Although we may chafe at this image, it is something all first generation American citizens have in common: we were anchor children. My parents came with their families in the great migration from middle and Eastern Europe of 1912-1915. The Statue of Liberty was in place and every early narrative of the harrowing voyage (they did not come Cunard but on steerage ships bedding down with cattle) includes the first glimpse of "Lady Liberty." These were Emma Lazarus' "huddled masses yearning to breathe free." My maternal grandmother "Bubby" was more forthcoming about her journey with four small children than my father's stoic mother who chose to simply shake her head and sigh. We did not press her. Bubby however never tired of retelling her story of crossing from Minsk on foot to the Black Sea to get the boat. A Herculean feat for a woman with children and little money in excess of what her husband had sent for their tickets. As she grew older the story became more quixotic, embellished with Cossacks, swamps, river crossings, kind people and thieves. She had a rapt audience of grandchildren. 

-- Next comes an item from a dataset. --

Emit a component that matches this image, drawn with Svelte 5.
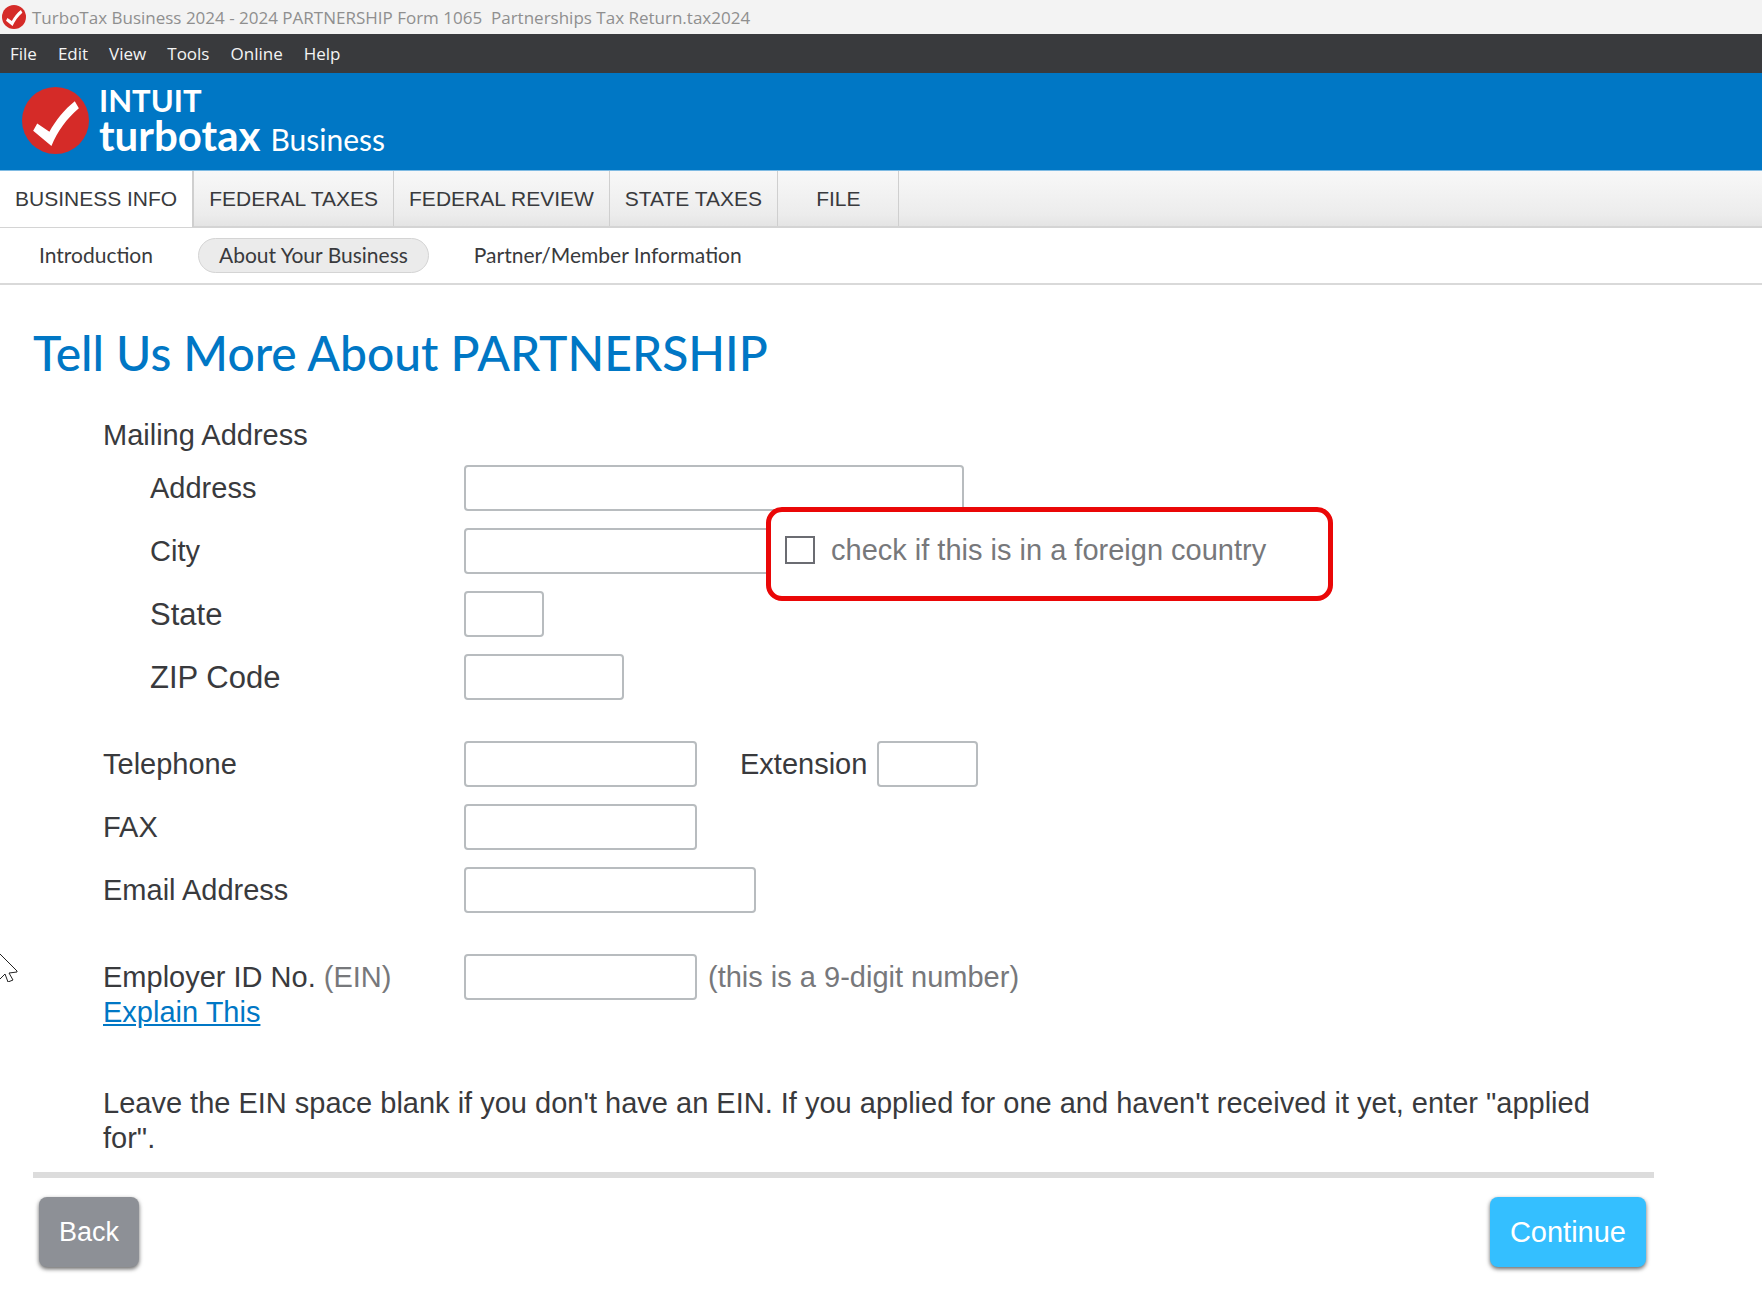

My parents did not meet in Pennsylvania where their families first settled, nor in Los Angeles their next stop, but in Tucson, Arizona. Mother was visiting her father who was slowly succumbing to tuberculosis at a tent city in the desert, the dry air then considered potentially curative. In the early 20's TB and SP (the railroad) were Tucson's primary industries. 

My father was a young Tucson merchant, and a nurse from the sanitarium introduced Mother to him in a Tucson coffee chop. Ah, the vicissitudes of fate.

But this little story is about what I call my mother's "peasant paranoia." After America's entry into WWII and the internment of west coast Japanese, citizens or not, Mother started doctoring our birth certificates on the line which indicated "mother's place of birth." Finally she announced she would become an American citizen with proper documentation and would need our help. My hardworking father, mildly amused by all this, left it to my sister and me to mollify her. We brought home our American history books and she immersed herself. The test loomed large. She was possessed and we coached her until she could parrot the Bill of Rights, divisions of governmental powers, the first ten presidents, Supreme Court Justices, and identify our congressional representatives. At last the day of her appointment at the court house came. Always clothes-conscious, having been voted Tucson's "Best Dressed Woman" two years running, she went for serious elegance and nailed it. 

Like many women of her era, Mother did not drive, taking buses or cabs. This was a cab day. The judge had known my parents for years and the rest of this story comes from his account. He told my father that he signed Mother's citizenship papers forthwith and that she was furious that he had not tested her. "I told her that testing would be a waste of everyone's time and that I had no doubt she was already an exemplary citizen." Noting her dismay he urged her to go home and perhaps display an American flag in a window. Mother fumed out of the courtroom. She returned home frustrated and depressed. "I studied; I wanted that test." The papers were put in a safe place but there would be no flag in the window. That was that. 

There is no such seamless route to citizenship for the many who lead productive yet precarious lives in our country's shadows. With no judge to readily grant them peace of mind, they wait and hope that the promise on the proud lady in New York's harbor will someday be granted them. 'Til then they can only yearn and dream beside the golden door.